Modelling mass transfer in the PCA process using the Maxwell–Stefan approach

Abstract

The two-way mass transfer between a dichloromethane droplet and carbon dioxide at the typical conditions of the Precipitation with a Compressed Antisolvent (PCA) process has been modelled using a finite-difference approximation of the Maxwell–Stefan equations. The developed model analyses the variation of concentration, fluxes at the droplet interface and droplet diameter with time, and predicts how different operating conditions will affect droplet size and droplet evaporation time. Simulations show that in the studied pressure and temperature range (4–7.5 MPa and 308–328 K) absorption of CO 2 into the liquid phase is always faster than solvent evaporation.
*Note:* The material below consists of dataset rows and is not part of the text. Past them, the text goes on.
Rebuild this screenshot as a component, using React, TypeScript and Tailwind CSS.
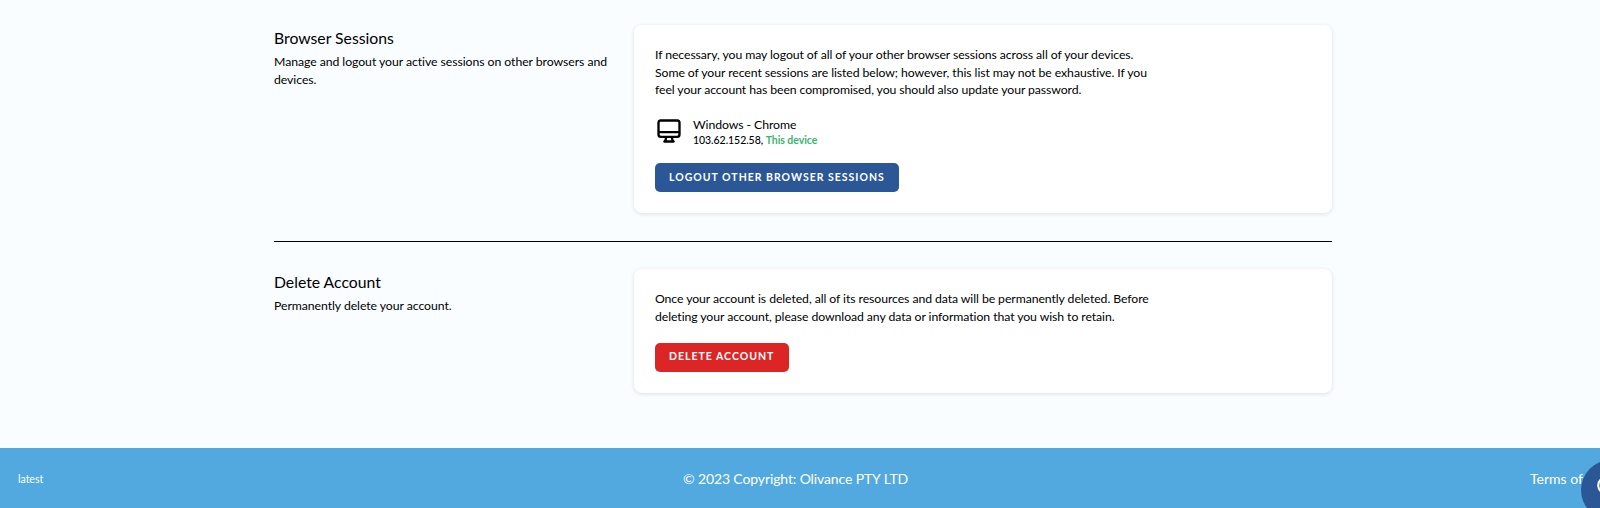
function Monitor() {
    return (
        <svg viewBox="0 0 24 24" className="w-[28px] h-[28px] shrink-0" fill="none" stroke="black" strokeWidth="2" strokeLinecap="round" strokeLinejoin="round">
            <path d="M9.75 17L9 20l-1 1h8l-1-1-.75-3M3 13h18M5 17h14a2 2 0 002-2V5a2 2 0 00-2-2H5a2 2 0 00-2 2v10a2 2 0 002 2z" />
        </svg>
    )
}

function ChatIcon() {
    return (
        <svg viewBox="0 0 24 24" className="w-[26px] h-[26px]" fill="none" stroke="white" strokeWidth="2" strokeLinecap="round" strokeLinejoin="round">
            <path d="M12 2.5c-5 0-9 3.6-9 8 0 2.4 1.2 4.5 3 6v4.5l4-2.6c.6.1 1.3.1 2 .1 5 0 9-3.6 9-8s-4-8-9-8z" />
        </svg>
    )
}

function SectionTitle({ title, text }: { title: string; text: string }) {
    return (
        <div className="w-[340px]">
            <h3 className="pt-[1px] text-[15.75px] leading-[24.5px] text-black">{title}</h3>
            <p className="mt-[2.5px] text-[12.25px] leading-[17.5px] tracking-[-0.06px] text-black">{text}</p>
        </div>
    )
}

export default function App() {
    return (
        <div className="relative h-[508px] overflow-hidden bg-[#f9fdff] font-['Lato','Liberation_Sans',sans-serif]">
            <main className="ml-[274px] w-[1058px] pt-[25px]">
                <section className="flex justify-between">
                    <SectionTitle title="Browser Sessions" text="Manage and logout your active sessions on other browsers and devices." />
                    <div className="w-[698px] rounded-lg bg-white p-[21px] shadow-[0_1px_4px_rgba(0,0,0,0.12)]">
                        <p className="max-w-[504px] text-[12.25px] leading-[17.5px] tracking-[-0.08px] text-black">
                            If necessary, you may logout of all of your other browser sessions across all of your devices. Some of your recent sessions are listed below; however, this list may not be exhaustive. If you feel your account has been compromised, you should also update your password.
                        </p>
                        <div className="mt-[17px] flex items-center gap-[10px]">
                            <Monitor />
                            <div>
                                <div className="text-[12.25px] leading-[17.5px] tracking-[-0.08px] text-black">Windows - Chrome</div>
                                <div className="text-[10.5px] leading-[14px] font-medium tracking-[-0.05px] text-black">
                                    103.62.152.58, <span className="font-bold text-[#3cb371]">This device</span>
                                </div>
                            </div>
                        </div>
                        <button className="mt-[16px] block h-[29px] rounded-[5px] bg-[#2b5797] px-[14px] text-[10.5px] font-bold tracking-[1px] text-white uppercase">
                            Logout other browser sessions
                        </button>
                    </div>
                </section>
                <div className="mt-[28px] h-px bg-black" />
                <section className="mt-[27px] flex justify-between">
                    <SectionTitle title="Delete Account" text="Permanently delete your account." />
                    <div className="w-[698px] rounded-lg bg-white p-[21px] shadow-[0_1px_4px_rgba(0,0,0,0.12)]">
                        <p className="max-w-[504px] text-[12.25px] leading-[17.5px] tracking-[-0.08px] text-black">
                            Once your account is deleted, all of its resources and data will be permanently deleted. Before deleting your account, please download any data or information that you wish to retain.
                        </p>
                        <button className="mt-[17.5px] block h-[29px] rounded-[5px] bg-[#dc2626] pl-[14px] pr-[15px] text-[10.5px] font-bold tracking-[1px] text-white uppercase">
                            Delete account
                        </button>
                    </div>
                </section>
            </main>
            <footer className="mt-[55.5px] flex h-[60px] items-center justify-between bg-[#52a9df] pl-[18px] text-white">
                <span className="w-[273px] pt-[4px] text-[10.5px]">latest</span>
                <span className="text-[14px] tracking-[-0.12px]">© 2023 Copyright: Olivance PTY LTD</span>
                <span className="w-[300px] pl-[230px] text-[14px] whitespace-nowrap">Terms of</span>
            </footer>
            <div className="absolute left-[1581px] top-[460px] h-[60px] w-[60px] rounded-full bg-[#2b5797] p-[14px]">
                <ChatIcon />
            </div>
        </div>
    )
}
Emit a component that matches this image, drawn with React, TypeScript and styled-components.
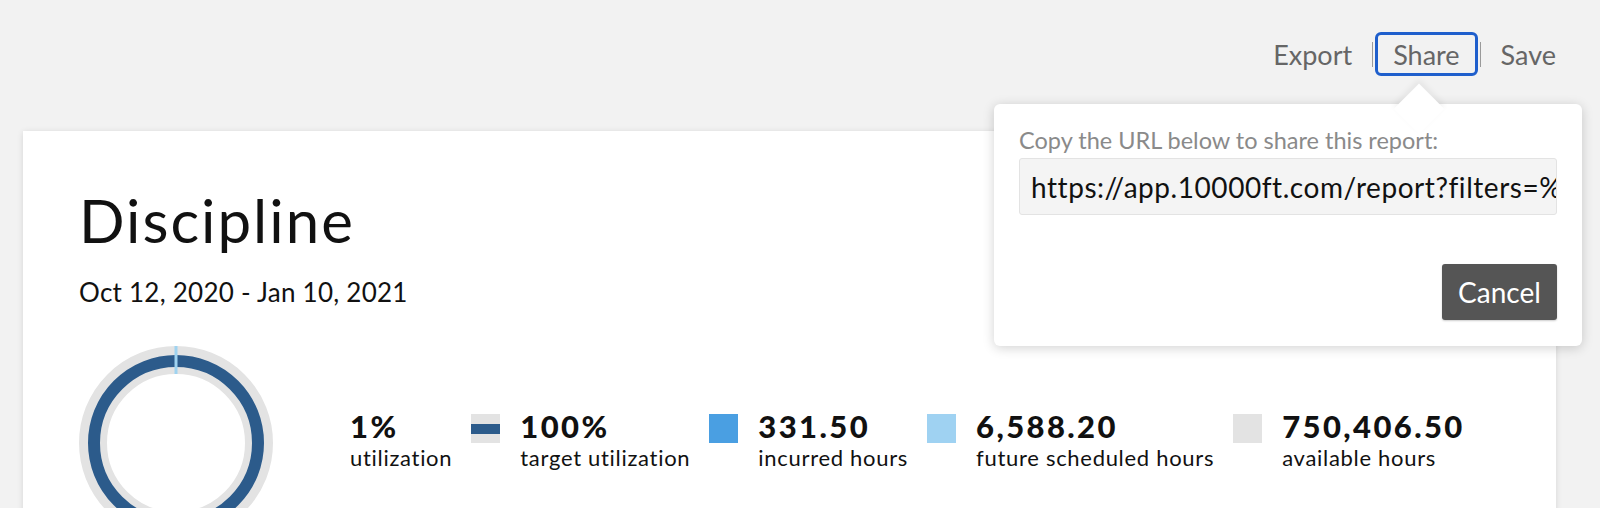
import React from 'react';
import styled, { createGlobalStyle } from 'styled-components';

const GlobalStyle = createGlobalStyle`
  html, body {
    margin: 0;
    padding: 0;
    background: #f2f2f2;
    overflow: hidden;
  }
  body {
    font-family: 'Lato', 'Open Sans', sans-serif;
    color: #111;
  }
`;

const Page = styled.div`
  position: relative;
  width: 1533px;
  margin-left: 23px;
`;

const Toolbar = styled.div`
  display: flex;
  justify-content: flex-end;
  align-items: center;
  height: 44px;
  padding-top: 32px;
  margin-right: -18px;
`;

const ToolButton = styled.button<{ $active?: boolean }>`
  font-family: inherit;
  font-size: 27px;
  color: #666;
  background: none;
  border: 3px solid ${({ $active }) => ($active ? '#1f5fcc' : 'transparent')};
  border-radius: 6px;
  height: 44px;
  padding: 0 15px;
  cursor: pointer;
`;

const Divider = styled.span`
  width: 1px;
  height: 25px;
  margin: 0 2px;
  background: #9a9a9a;
`;

const Card = styled.div`
  margin-top: 55px;
  background: #fff;
  box-shadow: 0 1px 6px rgba(0, 0, 0, 0.12);
  height: 520px;
  padding: 54px 0 0 56px;
  box-sizing: border-box;
`;

const Title = styled.h1`
  margin: 0;
  font-size: 60px;
  font-weight: 400;
  line-height: 70px;
  letter-spacing: 2px;
`;

const DateRange = styled.div`
  margin-top: 22px;
  font-size: 26px;
  line-height: 30px;
  letter-spacing: 0.25px;
`;

const Summary = styled.div`
  display: flex;
  align-items: flex-start;
  gap: 77px;
  margin-top: 39px;
`;

const Legend = styled.div`
  display: flex;
  align-items: flex-start;
  gap: 19px;
  margin-top: 62px;
`;

const LegendItem = styled.div`
  display: flex;
  align-items: flex-start;
  gap: 20px;
`;

const Swatch = styled.span<{ $color: string }>`
  position: relative;
  width: 29px;
  height: 29px;
  margin-top: 6px;
  background: ${({ $color }) => $color};
`;

const TargetBar = styled.span`
  position: absolute;
  left: 0;
  right: 0;
  top: 10px;
  height: 10px;
  background: #2c5b8b;
`;

const Value = styled.div`
  font-size: 31px;
  font-weight: 900;
  line-height: 36px;
  letter-spacing: 2.4px;
`;

const Label = styled.div`
  font-size: 22px;
  line-height: 28px;
  letter-spacing: 0.7px;
`;

const Popover = styled.div`
  position: absolute;
  top: 104px;
  right: -26px;
  width: 588px;
  height: 242px;
  box-sizing: border-box;
  padding: 23px 25px 26px;
  background: #fff;
  border-radius: 6px;
  box-shadow: 0 2px 12px rgba(0, 0, 0, 0.18);
  display: flex;
  flex-direction: column;

  &::before {
    content: '';
    position: absolute;
    top: -13px;
    right: 145px;
    width: 36px;
    height: 36px;
    background: #fff;
    transform: rotate(45deg);
    box-shadow: -3px -3px 6px rgba(0, 0, 0, 0.06);
  }
`;

const PopoverLabel = styled.div`
  position: relative;
  font-size: 23.5px;
  line-height: 26px;
  color: #8a8a8a;
`;

const UrlField = styled.input`
  margin-top: 5px;
  height: 57px;
  box-sizing: border-box;
  padding: 0 0 0 11px;
  background: #f4f4f4;
  border: 1px solid #e3e3e3;
  border-radius: 3px;
  font-family: inherit;
  font-size: 28px;
  letter-spacing: 0.55px;
  color: #111;
  outline: none;
`;

const Actions = styled.div`
  margin-top: auto;
  display: flex;
  justify-content: flex-end;
`;

const CancelButton = styled.button`
  width: 115px;
  height: 56px;
  background: #555;
  color: #fff;
  border: none;
  border-radius: 3px;
  font-family: inherit;
  font-size: 28px;
  box-shadow: 0 1px 2px rgba(0, 0, 0, 0.2);
  cursor: pointer;
`;

const Donut = () => (
  <svg width="194" height="194" viewBox="0 0 194 194">
    <circle cx="97" cy="97" r="83" fill="none" stroke="#e3e3e3" strokeWidth="28" />
    <circle cx="97" cy="97" r="82" fill="none" stroke="#2c5b8b" strokeWidth="12" />
    <line x1="97" y1="0" x2="97" y2="28" stroke="#9fd3f0" strokeWidth="3" />
  </svg>
);

const items = [
  { value: '100%', label: 'target utilization', color: '#e3e3e3', target: true },
  { value: '331.50', label: 'incurred hours', color: '#4a9fe2' },
  { value: '6,588.20', label: 'future scheduled hours', color: '#9fd2f2' },
  { value: '750,406.50', label: 'available hours', color: '#e3e3e3' },
];

export default function App() {
  return (
    <>
      <GlobalStyle />
      <Page>
        <Toolbar>
          <ToolButton>Export</ToolButton>
          <Divider />
          <ToolButton $active>Share</ToolButton>
          <Divider />
          <ToolButton>Save</ToolButton>
        </Toolbar>

        <Card>
          <Title>Discipline</Title>
          <DateRange>Oct 12, 2020 - Jan 10, 2021</DateRange>
          <Summary>
            <Donut />
            <Legend>
              <LegendItem>
                <div>
                  <Value>1%</Value>
                  <Label>utilization</Label>
                </div>
              </LegendItem>
              {items.map((it) => (
                <LegendItem key={it.label}>
                  <Swatch $color={it.color}>{it.target && <TargetBar />}</Swatch>
                  <div>
                    <Value>{it.value}</Value>
                    <Label>{it.label}</Label>
                  </div>
                </LegendItem>
              ))}
            </Legend>
          </Summary>
        </Card>

        <Popover>
          <PopoverLabel>Copy the URL below to share this report:</PopoverLabel>
          <UrlField readOnly value="https://app.10000ft.com/report?filters=%7B%22discipline%22%3A%5B%5D%7D" />
          <Actions>
            <CancelButton>Cancel</CancelButton>
          </Actions>
        </Popover>
      </Page>
    </>
  );
}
Droplets produced as result of atomisation in the nozzle will swell as soon as they get into contact with CO 2. Droplet lifetime can be reduced by an increase of the CO 2 to solvent molar ratio and by a decrease of the initial droplet diameter. The different factors enhancing/slowing down mass transfer have a complex dependence on pressure and temperature. At high pressures and low temperatures droplet lifetime is long due to the larger diameter attained by the droplets as result of the high solubility of carbon dioxide in the liquid phase; at very low pressures and high temperatures droplet lifetime increases due to the lower density of the vapour phase.